* begin Data for this task *

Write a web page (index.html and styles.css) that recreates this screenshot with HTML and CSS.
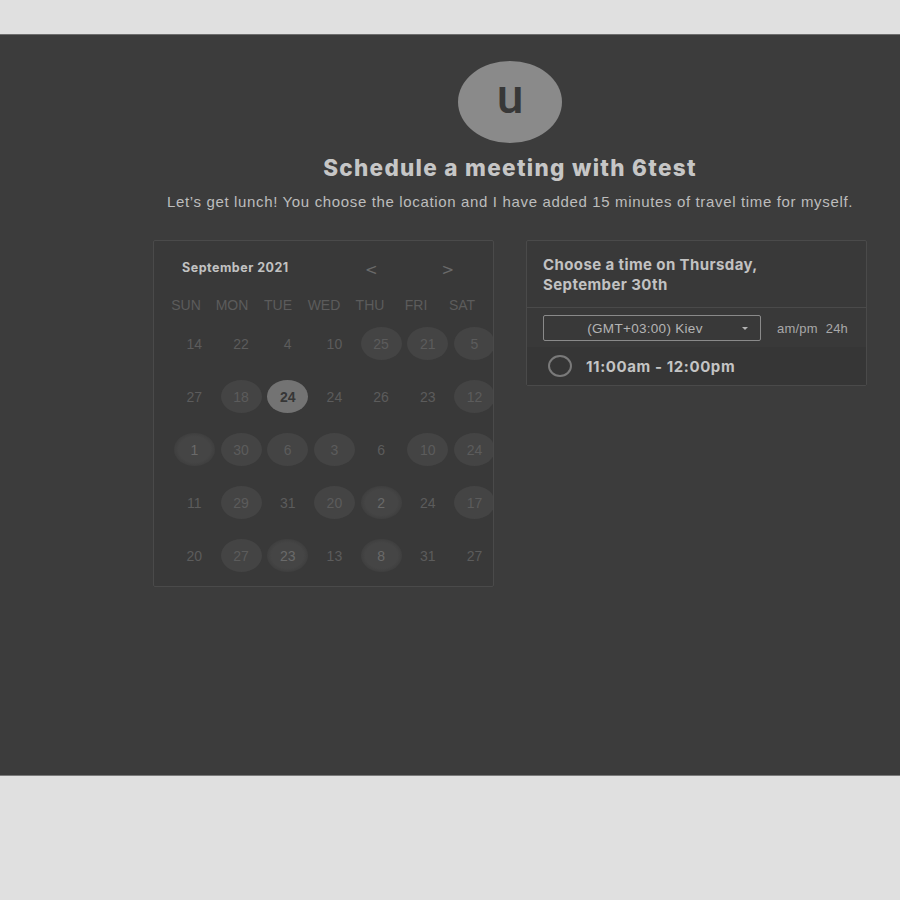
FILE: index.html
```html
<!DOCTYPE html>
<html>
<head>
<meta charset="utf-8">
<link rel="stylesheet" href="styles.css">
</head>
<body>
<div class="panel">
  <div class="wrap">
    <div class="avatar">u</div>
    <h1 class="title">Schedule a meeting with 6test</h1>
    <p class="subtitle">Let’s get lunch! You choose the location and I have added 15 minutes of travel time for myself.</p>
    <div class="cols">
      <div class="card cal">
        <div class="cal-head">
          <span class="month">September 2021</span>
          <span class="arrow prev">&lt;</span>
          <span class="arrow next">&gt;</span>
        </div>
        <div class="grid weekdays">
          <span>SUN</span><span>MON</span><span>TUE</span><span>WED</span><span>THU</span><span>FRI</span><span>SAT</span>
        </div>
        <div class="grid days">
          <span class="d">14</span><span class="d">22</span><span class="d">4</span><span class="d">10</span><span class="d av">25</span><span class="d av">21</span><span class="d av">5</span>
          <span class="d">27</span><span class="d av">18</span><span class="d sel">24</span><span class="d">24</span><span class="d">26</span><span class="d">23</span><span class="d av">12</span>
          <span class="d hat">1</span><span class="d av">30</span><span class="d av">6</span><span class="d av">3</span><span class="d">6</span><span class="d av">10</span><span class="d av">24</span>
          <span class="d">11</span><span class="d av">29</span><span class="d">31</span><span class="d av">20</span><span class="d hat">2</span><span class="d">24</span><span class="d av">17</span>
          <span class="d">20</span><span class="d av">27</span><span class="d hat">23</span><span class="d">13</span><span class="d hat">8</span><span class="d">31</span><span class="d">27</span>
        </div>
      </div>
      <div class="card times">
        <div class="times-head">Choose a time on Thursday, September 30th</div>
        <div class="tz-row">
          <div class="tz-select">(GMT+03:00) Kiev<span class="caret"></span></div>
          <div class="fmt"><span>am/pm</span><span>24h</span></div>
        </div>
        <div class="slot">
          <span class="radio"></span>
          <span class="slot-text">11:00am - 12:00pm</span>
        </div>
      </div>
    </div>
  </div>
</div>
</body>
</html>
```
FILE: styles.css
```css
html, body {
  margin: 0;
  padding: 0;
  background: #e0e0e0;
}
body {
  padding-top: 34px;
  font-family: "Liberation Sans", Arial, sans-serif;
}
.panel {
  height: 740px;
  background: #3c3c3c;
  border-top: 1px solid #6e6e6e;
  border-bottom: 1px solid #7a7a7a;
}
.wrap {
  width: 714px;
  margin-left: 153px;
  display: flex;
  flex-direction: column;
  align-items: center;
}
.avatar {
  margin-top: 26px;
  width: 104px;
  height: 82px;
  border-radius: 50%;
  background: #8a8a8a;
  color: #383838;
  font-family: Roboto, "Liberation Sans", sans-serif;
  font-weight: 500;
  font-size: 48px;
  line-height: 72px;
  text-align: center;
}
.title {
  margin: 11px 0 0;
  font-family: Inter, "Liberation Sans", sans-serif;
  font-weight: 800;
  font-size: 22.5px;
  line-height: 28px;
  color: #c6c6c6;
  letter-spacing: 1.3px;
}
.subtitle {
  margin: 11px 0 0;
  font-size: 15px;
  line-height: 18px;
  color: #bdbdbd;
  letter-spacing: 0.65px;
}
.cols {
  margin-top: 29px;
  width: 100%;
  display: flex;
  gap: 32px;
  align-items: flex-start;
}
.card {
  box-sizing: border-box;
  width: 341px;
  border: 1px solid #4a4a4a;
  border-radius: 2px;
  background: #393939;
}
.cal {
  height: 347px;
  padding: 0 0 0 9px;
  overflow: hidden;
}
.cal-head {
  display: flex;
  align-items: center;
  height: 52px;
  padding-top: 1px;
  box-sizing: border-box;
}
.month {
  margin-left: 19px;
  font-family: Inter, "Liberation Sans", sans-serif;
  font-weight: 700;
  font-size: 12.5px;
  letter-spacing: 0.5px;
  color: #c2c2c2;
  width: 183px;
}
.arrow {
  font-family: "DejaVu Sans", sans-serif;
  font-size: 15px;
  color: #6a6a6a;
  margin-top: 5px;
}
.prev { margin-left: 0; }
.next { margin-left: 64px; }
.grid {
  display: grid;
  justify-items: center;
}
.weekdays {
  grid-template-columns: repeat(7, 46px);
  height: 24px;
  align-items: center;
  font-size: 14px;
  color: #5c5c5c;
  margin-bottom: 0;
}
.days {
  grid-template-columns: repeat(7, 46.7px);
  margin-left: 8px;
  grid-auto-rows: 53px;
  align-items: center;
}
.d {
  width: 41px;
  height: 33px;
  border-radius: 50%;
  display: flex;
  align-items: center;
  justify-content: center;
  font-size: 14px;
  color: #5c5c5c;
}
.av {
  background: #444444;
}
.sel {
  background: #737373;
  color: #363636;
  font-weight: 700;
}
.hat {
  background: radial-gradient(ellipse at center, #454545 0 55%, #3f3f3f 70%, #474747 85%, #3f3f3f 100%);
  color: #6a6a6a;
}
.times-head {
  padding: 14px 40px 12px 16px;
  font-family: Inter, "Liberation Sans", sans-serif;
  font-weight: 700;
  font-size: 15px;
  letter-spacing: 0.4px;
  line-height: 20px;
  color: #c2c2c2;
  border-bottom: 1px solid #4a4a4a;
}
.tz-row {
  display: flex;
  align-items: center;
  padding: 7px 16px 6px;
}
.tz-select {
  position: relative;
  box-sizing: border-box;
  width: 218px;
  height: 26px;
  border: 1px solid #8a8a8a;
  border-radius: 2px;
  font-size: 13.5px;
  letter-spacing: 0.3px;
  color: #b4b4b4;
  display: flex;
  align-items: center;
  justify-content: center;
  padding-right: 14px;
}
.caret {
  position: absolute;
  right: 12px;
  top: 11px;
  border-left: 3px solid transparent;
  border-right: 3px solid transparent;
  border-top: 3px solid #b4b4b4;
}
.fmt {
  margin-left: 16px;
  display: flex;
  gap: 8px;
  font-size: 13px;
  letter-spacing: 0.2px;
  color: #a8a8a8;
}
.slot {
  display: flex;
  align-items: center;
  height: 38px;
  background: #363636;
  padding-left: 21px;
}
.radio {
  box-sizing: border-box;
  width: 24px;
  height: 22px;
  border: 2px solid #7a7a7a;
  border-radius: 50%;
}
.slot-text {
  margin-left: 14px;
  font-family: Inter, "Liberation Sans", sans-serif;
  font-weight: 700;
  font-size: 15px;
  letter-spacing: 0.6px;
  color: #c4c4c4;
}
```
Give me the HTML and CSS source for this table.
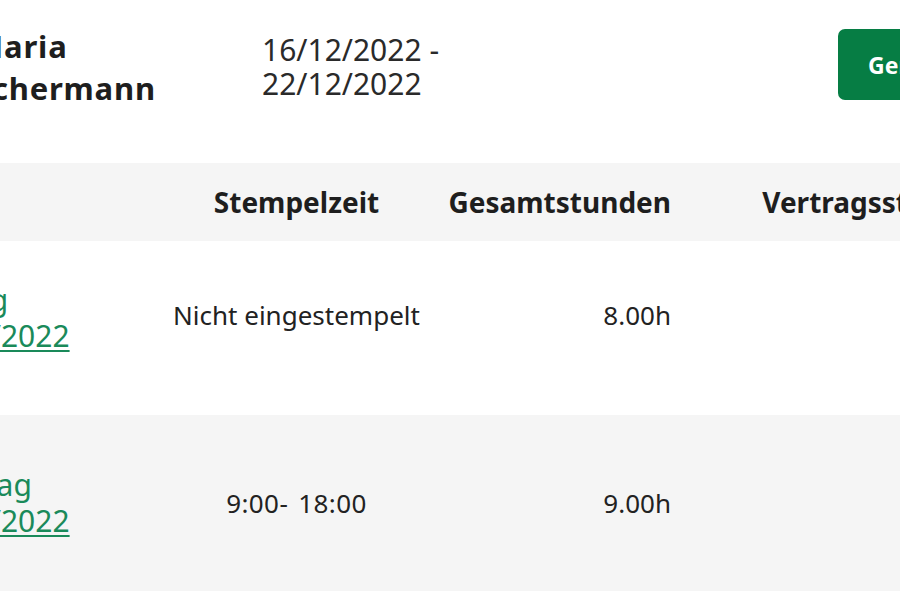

* end Data for this task *

* [Problem]
Track down every line holding the string "styles" and copy it.

* [Expected output]
Write a web page (index.html and styles.css) that recreates this screenshot with HTML and CSS.
<link rel="stylesheet" href="styles.css">
FILE: styles.css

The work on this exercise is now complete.